_INFORMATION PROVIDED_.
☆ ☆ ☆

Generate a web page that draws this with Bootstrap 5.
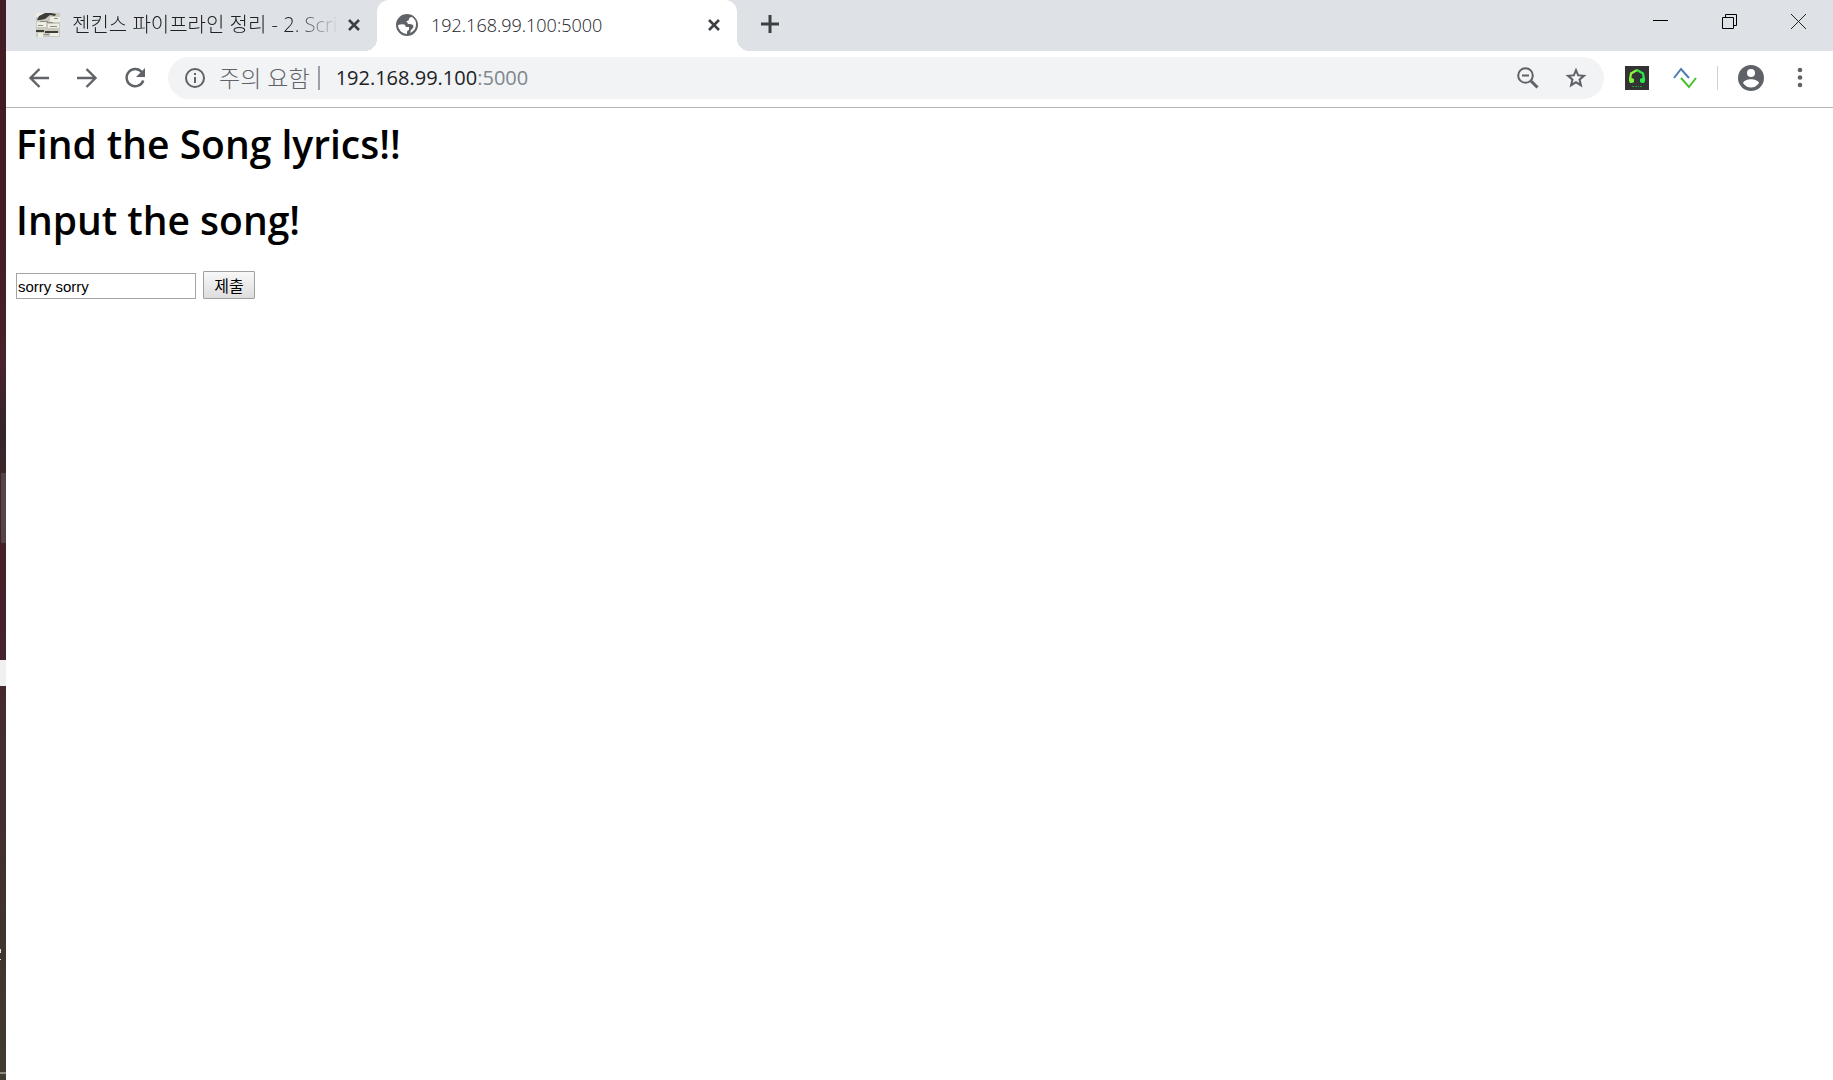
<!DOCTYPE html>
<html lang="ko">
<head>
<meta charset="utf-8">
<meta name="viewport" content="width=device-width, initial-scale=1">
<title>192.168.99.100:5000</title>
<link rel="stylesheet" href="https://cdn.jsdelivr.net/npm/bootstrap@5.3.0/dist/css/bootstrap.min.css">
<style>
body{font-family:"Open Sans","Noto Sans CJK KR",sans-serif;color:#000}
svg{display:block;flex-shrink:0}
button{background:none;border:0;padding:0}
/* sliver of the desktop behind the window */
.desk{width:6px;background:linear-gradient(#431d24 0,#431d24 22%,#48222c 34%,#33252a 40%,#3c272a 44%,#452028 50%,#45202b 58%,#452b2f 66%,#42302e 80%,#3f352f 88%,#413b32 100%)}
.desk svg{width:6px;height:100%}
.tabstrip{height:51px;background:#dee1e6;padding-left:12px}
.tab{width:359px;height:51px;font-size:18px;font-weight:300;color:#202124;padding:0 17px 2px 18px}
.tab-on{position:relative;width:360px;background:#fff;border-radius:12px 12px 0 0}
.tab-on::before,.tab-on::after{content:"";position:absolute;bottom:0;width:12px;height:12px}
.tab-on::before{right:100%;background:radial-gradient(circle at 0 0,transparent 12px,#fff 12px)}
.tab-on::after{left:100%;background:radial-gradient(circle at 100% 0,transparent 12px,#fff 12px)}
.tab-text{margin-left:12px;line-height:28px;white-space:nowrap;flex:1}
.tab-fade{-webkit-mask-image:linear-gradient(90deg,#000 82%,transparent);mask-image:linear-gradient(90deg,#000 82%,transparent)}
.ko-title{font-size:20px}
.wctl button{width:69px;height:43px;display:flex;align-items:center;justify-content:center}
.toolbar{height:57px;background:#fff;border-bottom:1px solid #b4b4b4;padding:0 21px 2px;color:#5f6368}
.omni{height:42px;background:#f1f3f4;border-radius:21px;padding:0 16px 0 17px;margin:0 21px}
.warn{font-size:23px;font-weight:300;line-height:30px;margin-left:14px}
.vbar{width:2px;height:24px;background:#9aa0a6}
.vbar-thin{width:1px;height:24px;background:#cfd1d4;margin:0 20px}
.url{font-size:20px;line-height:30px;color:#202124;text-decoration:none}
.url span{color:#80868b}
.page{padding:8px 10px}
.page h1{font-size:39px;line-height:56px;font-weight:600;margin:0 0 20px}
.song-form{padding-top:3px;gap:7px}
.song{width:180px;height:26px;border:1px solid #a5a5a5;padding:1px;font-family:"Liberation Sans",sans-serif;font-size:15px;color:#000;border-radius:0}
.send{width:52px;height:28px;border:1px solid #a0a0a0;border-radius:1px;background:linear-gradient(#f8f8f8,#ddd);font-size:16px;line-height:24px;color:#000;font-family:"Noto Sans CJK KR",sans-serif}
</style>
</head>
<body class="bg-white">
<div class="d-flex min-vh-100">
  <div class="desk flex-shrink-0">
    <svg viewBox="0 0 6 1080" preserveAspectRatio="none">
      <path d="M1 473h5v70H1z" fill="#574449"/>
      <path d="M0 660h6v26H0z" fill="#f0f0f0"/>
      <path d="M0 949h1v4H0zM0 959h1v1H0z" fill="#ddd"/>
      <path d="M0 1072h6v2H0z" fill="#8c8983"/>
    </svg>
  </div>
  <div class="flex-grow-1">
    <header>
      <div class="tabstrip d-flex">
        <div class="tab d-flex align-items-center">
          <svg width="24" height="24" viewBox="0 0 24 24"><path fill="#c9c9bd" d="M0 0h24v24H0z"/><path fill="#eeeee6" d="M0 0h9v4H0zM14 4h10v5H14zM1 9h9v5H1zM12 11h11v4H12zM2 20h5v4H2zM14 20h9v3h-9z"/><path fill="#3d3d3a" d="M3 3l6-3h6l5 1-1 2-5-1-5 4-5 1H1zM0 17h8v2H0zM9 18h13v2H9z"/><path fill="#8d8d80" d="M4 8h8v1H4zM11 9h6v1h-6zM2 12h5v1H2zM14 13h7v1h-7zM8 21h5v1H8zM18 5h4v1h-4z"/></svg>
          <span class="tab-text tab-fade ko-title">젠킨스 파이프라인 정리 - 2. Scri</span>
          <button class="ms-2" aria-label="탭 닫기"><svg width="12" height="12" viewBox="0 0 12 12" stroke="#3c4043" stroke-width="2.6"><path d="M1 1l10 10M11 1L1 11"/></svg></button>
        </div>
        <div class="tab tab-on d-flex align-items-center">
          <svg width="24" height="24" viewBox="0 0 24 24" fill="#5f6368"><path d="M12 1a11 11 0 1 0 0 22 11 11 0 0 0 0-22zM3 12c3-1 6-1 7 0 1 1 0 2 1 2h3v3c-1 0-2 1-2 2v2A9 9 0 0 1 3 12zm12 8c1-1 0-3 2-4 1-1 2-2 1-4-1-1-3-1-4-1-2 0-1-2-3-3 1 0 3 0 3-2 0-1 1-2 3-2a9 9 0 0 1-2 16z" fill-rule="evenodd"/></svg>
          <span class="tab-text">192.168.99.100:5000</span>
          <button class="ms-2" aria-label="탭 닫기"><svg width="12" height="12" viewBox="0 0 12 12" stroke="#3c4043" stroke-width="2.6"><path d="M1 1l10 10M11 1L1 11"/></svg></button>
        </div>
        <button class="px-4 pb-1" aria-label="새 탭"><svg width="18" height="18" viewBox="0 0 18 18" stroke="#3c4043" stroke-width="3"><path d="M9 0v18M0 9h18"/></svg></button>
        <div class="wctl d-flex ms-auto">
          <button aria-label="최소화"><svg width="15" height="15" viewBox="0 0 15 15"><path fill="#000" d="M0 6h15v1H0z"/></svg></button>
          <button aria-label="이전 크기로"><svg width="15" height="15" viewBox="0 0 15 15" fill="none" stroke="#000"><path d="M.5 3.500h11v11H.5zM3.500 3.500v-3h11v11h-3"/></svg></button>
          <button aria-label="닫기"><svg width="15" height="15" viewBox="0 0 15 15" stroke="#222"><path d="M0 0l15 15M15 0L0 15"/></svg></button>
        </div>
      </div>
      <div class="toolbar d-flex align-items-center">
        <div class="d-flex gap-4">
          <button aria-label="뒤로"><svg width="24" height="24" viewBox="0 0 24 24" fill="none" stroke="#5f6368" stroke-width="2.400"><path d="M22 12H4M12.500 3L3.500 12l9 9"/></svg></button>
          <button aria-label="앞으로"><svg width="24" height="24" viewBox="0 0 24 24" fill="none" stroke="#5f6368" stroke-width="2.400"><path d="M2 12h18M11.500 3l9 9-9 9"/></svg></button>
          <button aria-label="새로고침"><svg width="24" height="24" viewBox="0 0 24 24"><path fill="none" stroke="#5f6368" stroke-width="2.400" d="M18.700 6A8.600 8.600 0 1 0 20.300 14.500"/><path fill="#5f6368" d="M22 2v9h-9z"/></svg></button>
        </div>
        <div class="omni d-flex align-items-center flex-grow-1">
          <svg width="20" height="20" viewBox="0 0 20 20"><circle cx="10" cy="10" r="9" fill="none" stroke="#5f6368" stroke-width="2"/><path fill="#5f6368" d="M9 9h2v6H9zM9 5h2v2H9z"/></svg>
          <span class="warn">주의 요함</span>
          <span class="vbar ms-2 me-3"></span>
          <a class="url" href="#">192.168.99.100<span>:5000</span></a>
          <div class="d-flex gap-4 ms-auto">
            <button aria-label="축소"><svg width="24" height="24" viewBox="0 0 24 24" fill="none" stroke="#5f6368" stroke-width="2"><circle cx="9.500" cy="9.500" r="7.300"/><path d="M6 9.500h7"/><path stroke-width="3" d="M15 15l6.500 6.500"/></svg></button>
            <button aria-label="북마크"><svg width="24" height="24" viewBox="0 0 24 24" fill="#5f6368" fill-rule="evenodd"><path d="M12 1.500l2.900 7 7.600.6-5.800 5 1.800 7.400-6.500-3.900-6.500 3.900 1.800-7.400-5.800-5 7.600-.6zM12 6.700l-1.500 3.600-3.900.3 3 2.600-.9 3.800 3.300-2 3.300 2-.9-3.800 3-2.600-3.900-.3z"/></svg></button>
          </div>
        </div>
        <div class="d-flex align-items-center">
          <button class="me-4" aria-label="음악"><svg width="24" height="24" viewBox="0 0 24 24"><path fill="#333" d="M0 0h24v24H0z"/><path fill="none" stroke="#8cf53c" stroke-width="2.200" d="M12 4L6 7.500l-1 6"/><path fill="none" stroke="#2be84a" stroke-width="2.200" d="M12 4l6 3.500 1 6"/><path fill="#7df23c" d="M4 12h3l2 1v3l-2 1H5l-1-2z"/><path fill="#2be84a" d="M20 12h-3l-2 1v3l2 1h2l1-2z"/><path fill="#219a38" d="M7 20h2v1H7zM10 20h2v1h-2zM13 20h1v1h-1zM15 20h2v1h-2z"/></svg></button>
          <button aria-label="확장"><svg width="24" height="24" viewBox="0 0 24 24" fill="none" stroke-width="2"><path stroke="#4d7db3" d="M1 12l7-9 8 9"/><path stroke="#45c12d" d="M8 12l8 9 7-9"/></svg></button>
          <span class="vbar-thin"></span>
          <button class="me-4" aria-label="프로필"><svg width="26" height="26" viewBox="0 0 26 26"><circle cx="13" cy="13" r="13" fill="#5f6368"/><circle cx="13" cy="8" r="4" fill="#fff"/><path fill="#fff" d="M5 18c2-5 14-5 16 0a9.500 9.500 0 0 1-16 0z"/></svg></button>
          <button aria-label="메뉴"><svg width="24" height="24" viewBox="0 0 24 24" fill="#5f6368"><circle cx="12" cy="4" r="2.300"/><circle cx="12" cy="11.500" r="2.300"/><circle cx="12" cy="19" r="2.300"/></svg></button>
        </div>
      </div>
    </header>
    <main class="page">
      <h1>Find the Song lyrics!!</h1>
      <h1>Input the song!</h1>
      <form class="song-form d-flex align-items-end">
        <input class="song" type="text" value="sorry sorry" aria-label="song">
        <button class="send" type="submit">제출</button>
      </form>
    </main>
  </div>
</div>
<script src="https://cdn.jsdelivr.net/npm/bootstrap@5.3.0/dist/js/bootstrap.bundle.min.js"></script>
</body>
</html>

☆ ☆ ☆

_REQUIRED WORK_.
Copy out every line where the word "page" occurs.

_FINAL RESULT_.
Generate a web page that draws this with Bootstrap 5.
.page{padding:8px 10px}
.page h1{font-size:39px;line-height:56px;font-weight:600;margin:0 0 20px}
    <main class="page">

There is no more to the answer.